Bisnis.com, JAKARTA - Bank of Korea menghadapi tekanan yang meningkat untuk memperluas mandatnya, pertama kalinya dalam hampir satu dekade. Hal itu seiring bank sentral global diminta untuk menangani berbagai masalah ekonomi yang disebabkan oleh pandemi.
Lebih dari selusin anggota parlemen Korea Selatan mendorong pengesahan RUU untuk menambahkan stabilitas pertumbuhan ketenagakerjaan ke mandat BOK, tugas yang dimiliki oleh beberapa bank sentral lainnya termasuk Federal Reserve dan Reserve Bank of Australia.
Proposal itu muncul saat kehilangan pekerjaan di Korea Selatan memuncak tahun ini meskipun ada dukungan pemerintah. Hal ini juga mencerminkan persepsi masyarakat yang berkembang bahwa peran bank sentral tidak lagi dapat difokuskan secara sempit pada inflasi, terutama ketika kebutuhan untuk memastikan pertumbuhan harga tampaknya kurang mendesak dibandingkan dengan masalah ekonomi lainnya.
"Kami berada di tengah-tengah perubahan besar di bank sentral, yang terjadi tidak hanya di Korea tetapi di tempat lain juga," kata Frederic Neumann, kepala bersama penelitian ekonomi Asia di HSBC Holdings Plc., dilansir Bloomberg, Senin (7/12/2020).
Dia melanjutkan, dalam praktiknya, ini adalah tugas yang rumit sebab berbagai mandat terkadang dapat bertentangan satu sama lain.
Gubernur BOK Lee Ju-yeol bulan lalu mengatakan bank akan secara aktif mengambil bagian dalam diskusi parlemen tentang masalah mandat. Namun dia menyatakan keprihatinan bahwa mandat tambahan dapat berbenturan dengan tujuan lain dari harga dan stabilitas sistem keuangan.
Ada juga pemikiran besar yang mengatakan bank sentral tidak dapat lagi dianggap sebagai solusi pertama untuk semua masalah dalam perekonomian. Gubernur Fed Jerome Powell dan kepala Bank Sentral Eropa Christine Lagarde termasuk di antara mereka yang menyerukan lebih banyak dukungan fiskal untuk membantu perekonomian.

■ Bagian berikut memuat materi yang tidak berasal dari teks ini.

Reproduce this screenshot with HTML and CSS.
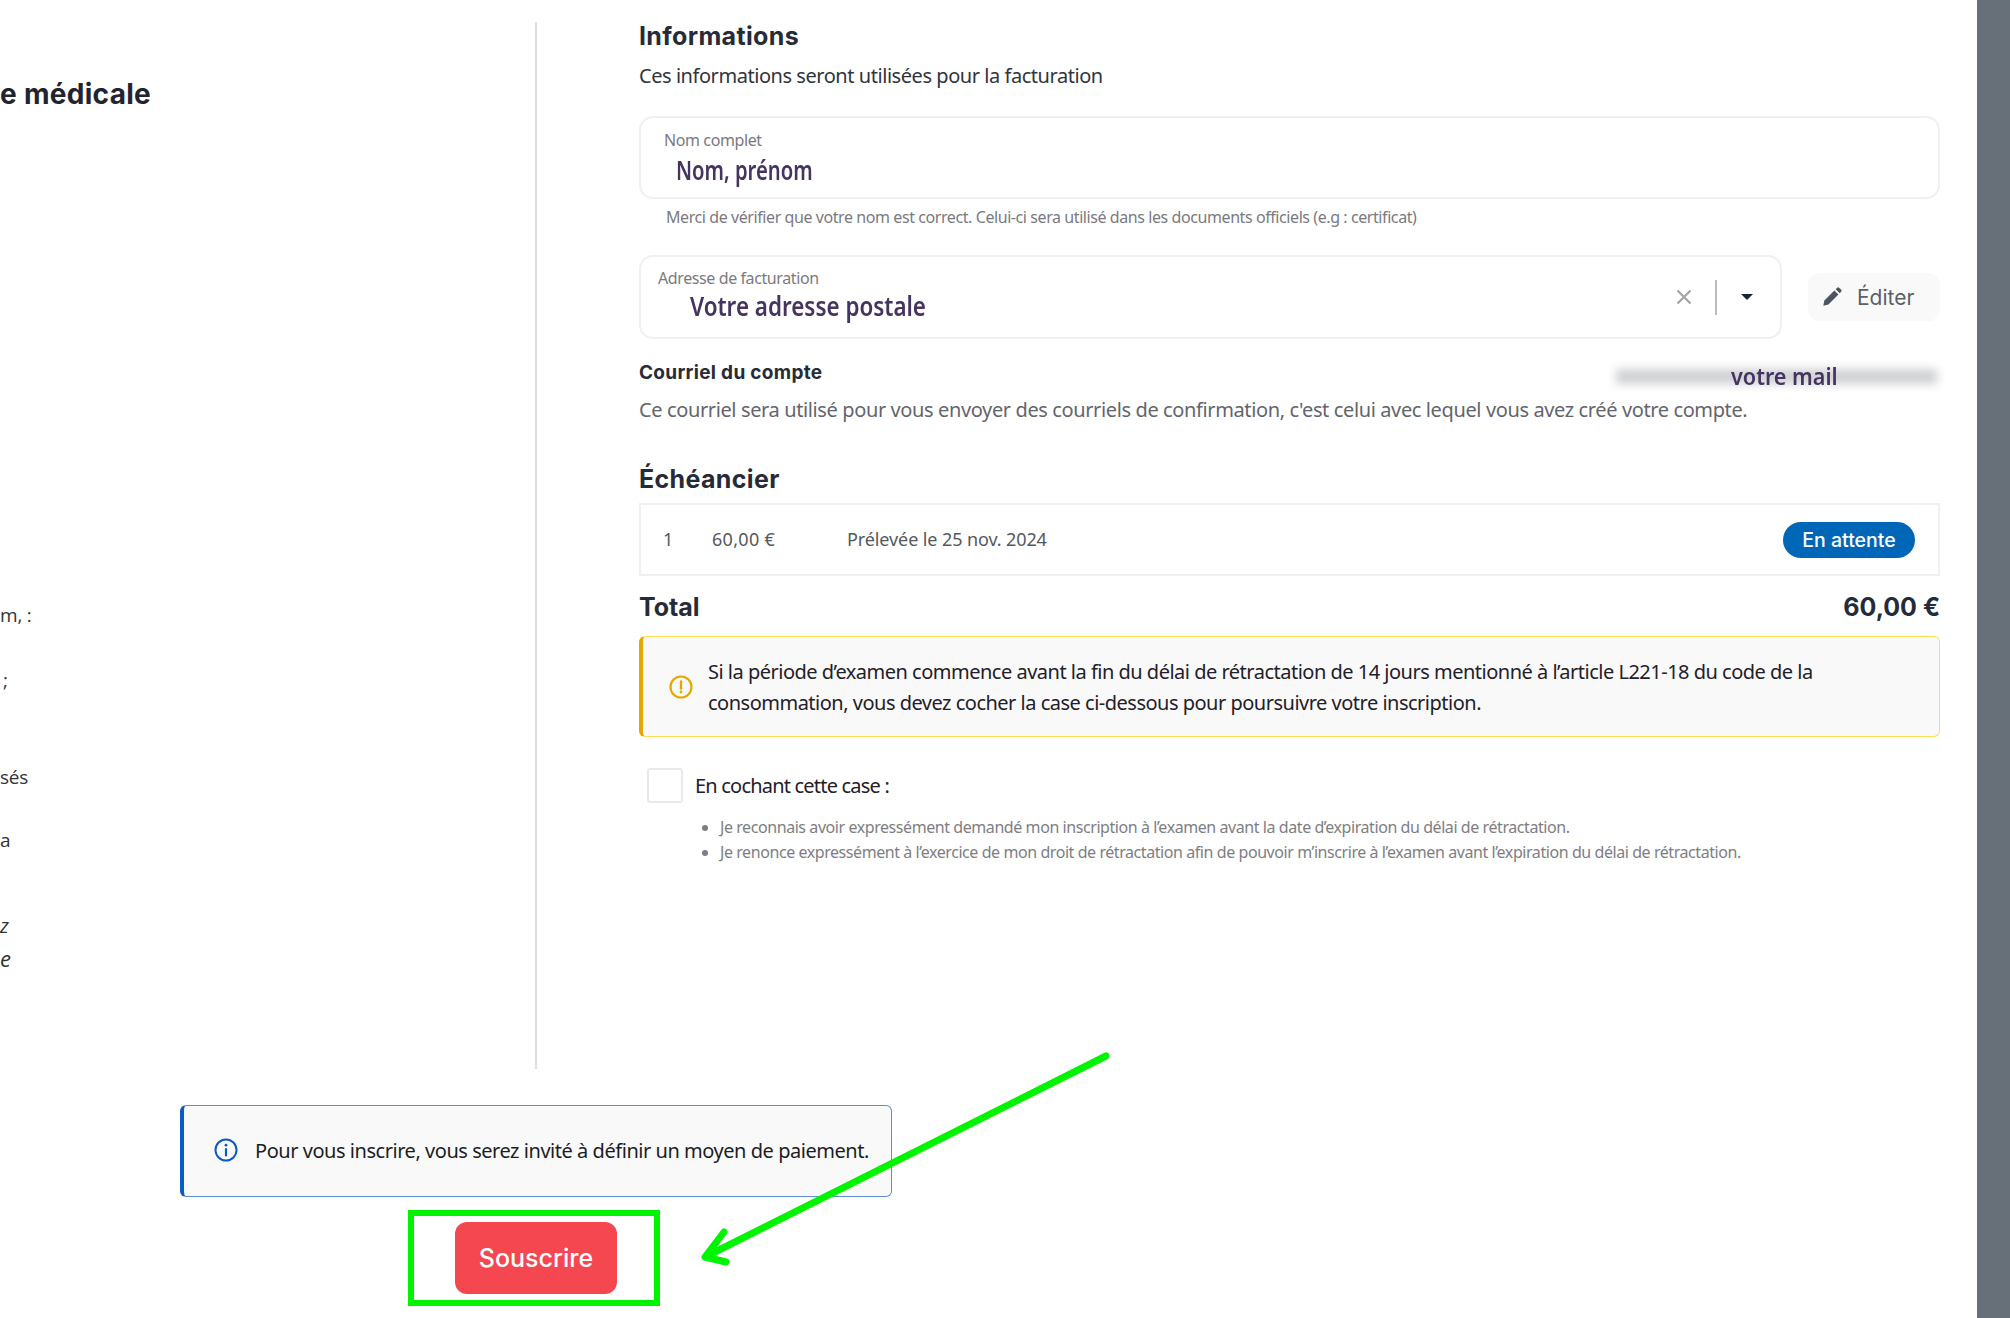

The Fed mendefinisikan mandat ini pada tugas untuk mempertahankan lapangan kerja maksimum dengan inflasi yang stabil. Sedangkan RBA menyerukan lapangan kerja penuh. Rancangan undang-undang di Indonesia awal tahun ini meminta bank sentral bekerja lebih dekat dengan pemerintah untuk mendukung perekonomian.
Di Selandia Baru, pemerintah telah meminta bank sentral untuk melampaui mandat maksimum ketenagakerjaan dan inflasi, serta mempertimbangkan stabilitas harga perumahan juga.
RUU Korea tidak menentukan secara tepat bagaimana mandat pekerjaan harus dilaksanakan, menunjukkan banyak perdebatan akan diperlukan. Dorongan untuk memperkenalkan mandat stabilitas keuangan berlarut-larut selama bertahun-tahun sebelum disetujui setelah krisis keuangan global.
Namun, momentum kali ini lebih besar karena dukungan untuk RUU tersebut datang dari anggota parlemen yang berkuasa dan oposisi.
BOK sudah mempertimbangkan pekerjaan sampai taraf tertentu karena meninjau kebijakan moneter. Bank sentral telah melakukan beberapa pekerjaan berat untuk mendukung perekonomian di masa pandemi termasuk penurunan suku bunga 75 basis poin, pinjaman murah kepada perusahaan, pembelian obligasi pemerintah, dan program khusus untuk membeli utang perusahaan.
Selain itu, Lee telah berulang kali mengatakan bank siap untuk bertindak dengan langkah moneter yang tidak konvensional jika diperlukan.
Bagaimana bank akan mencapai tujuan pekerjaan selain mempertahankan stimulus lebih lama juga tidak jelas, seperti ukuran ketenagakerjaan yang akan digunakan, mengingat volatilitas data pengangguran Korea.
Namun, menentang perubahan akan memerlukan taruhan besar. Pada sidang parlemen awal tahun ini, beberapa anggota parlemen menuduh pejabat BOK bekerja sendiri di tengah krisis. Yoo Sung-kull, seorang anggota parlemen partai oposisi di balik RUU tersebut, mengatakan perampingan bank harus dipertimbangkan jika hanya berpegang pada mandat yang ada.